I sat there disheartened, but only a little. My prayer to see him had been answered. I could hear him gobbling from far off, but decided there wasn’t time to get ahead of him and set up again. My season was over – forever. I felt tired, my old heart straining under the exertion of the hunt.

The next morning I sat on the front porch and found myself scrutinizing the old mountain across the road. I’d spent countless hours on that hillside and on those beautiful hardwood benches. I laughed as I remembered something I told my wife prior to that last hunt: “Sweetheart, there is but a single creature in the world more beautiful than you and that, my dear, is a spring gobbler in full strut.” She mentioned something about turkeys being repulsive, but I reassured her that they were gorgeous to my old eyes. I sat there feeling not just a little empty, sipping my tea, when I heard the boisterous, almost defiant, gobbling of the mountain’s main monarch, the gobbler of all gobblers.
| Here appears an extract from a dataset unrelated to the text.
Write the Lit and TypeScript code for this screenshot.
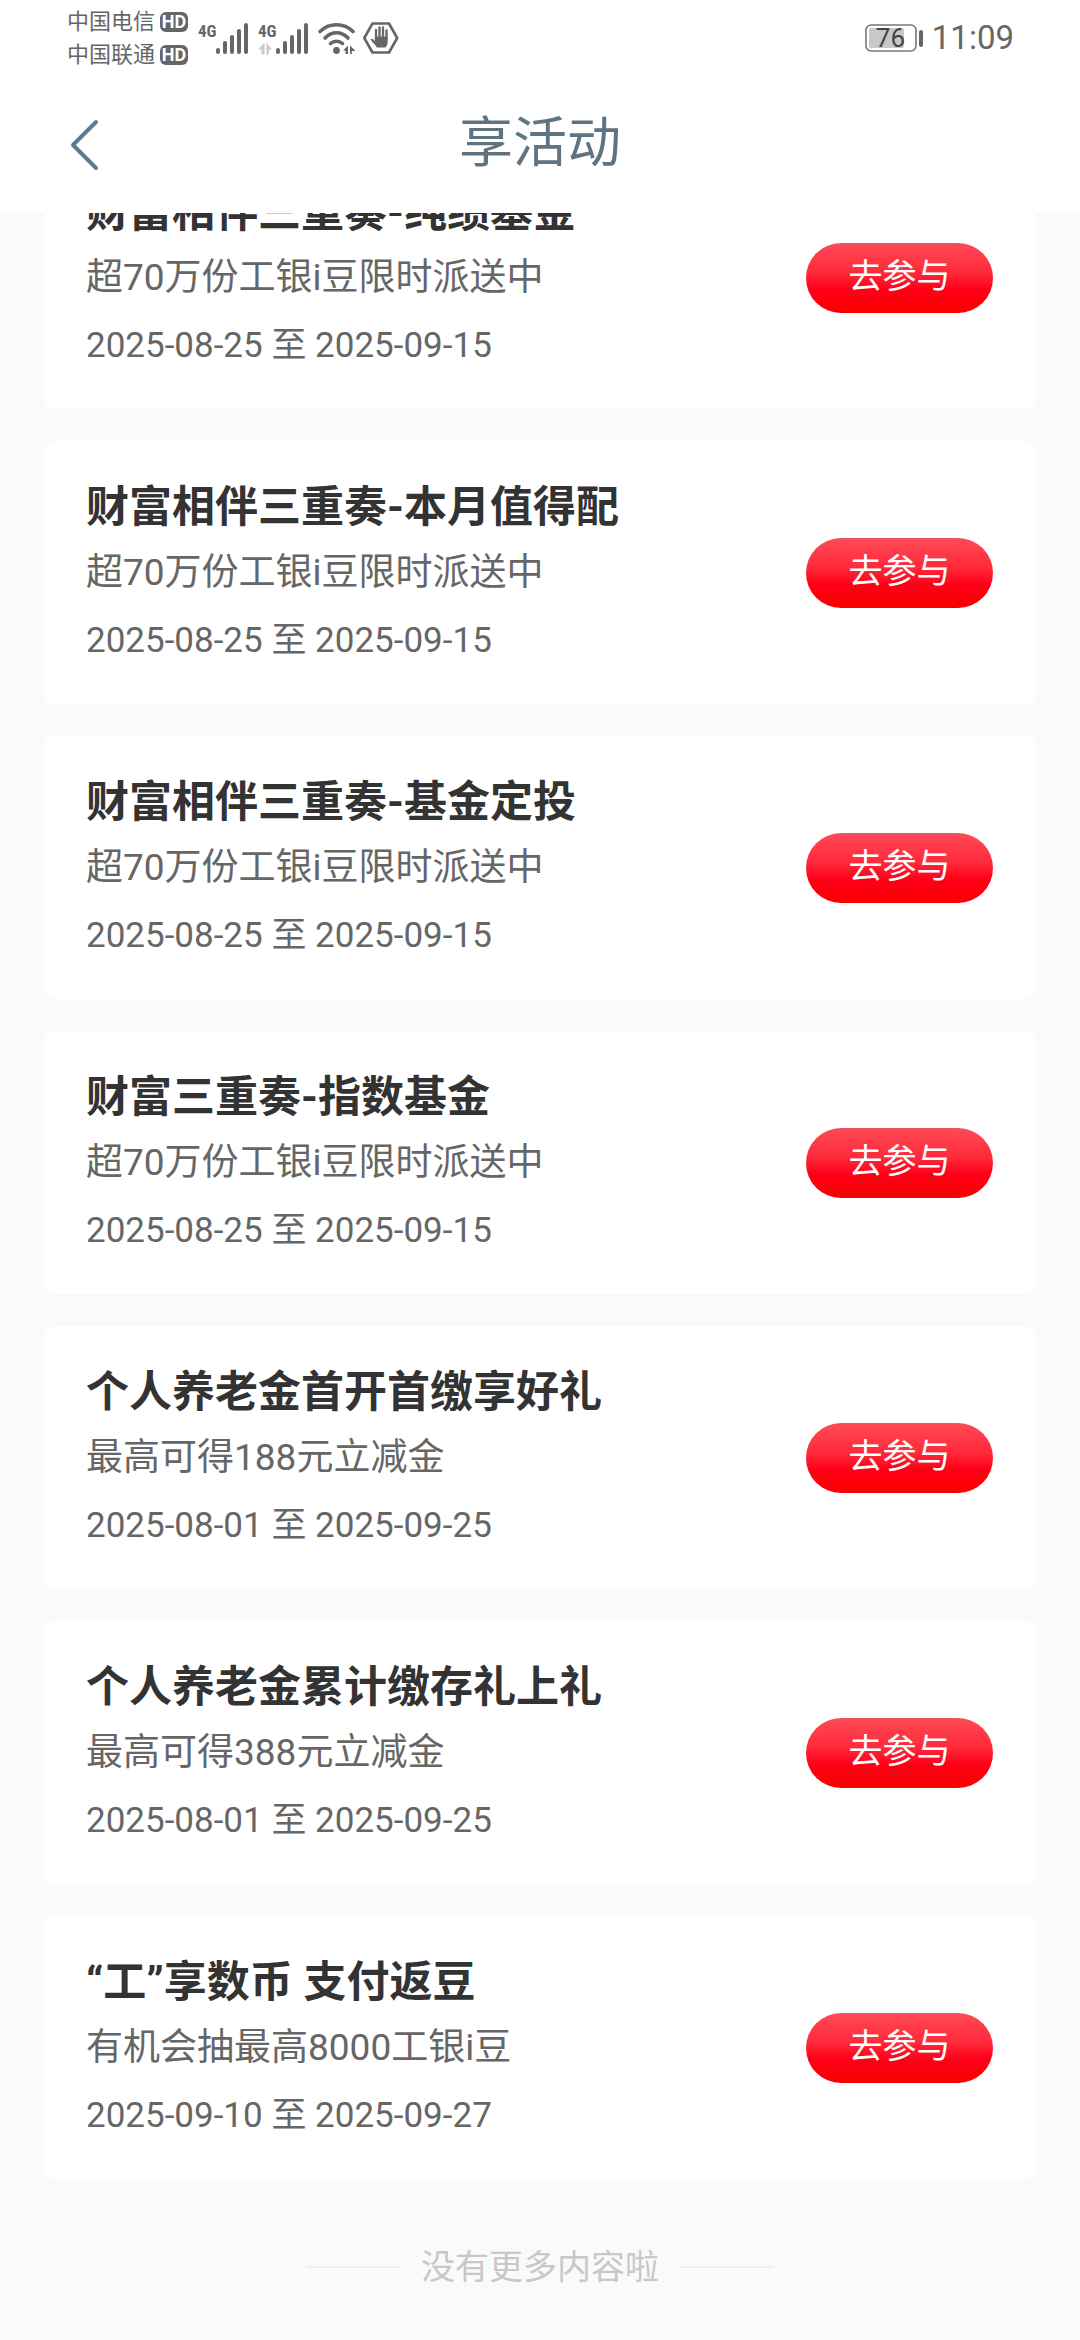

That evening, I again sat alone, watching the sunset when I heard my gracious adversary again. There was just a delicate glistening, perhaps tears, in my tired eyes as I looked toward the setting sun and thought how befitting a captivating sunset was to my gray mood. When the old boy gobbled again, I whispered in response, “Never again will I carry the guns of autumn to that old mountain, old-timer, so, with my most passionate blessing, go in peace. I thank you from my tired but full heart, for the glorious times we challenged one another.”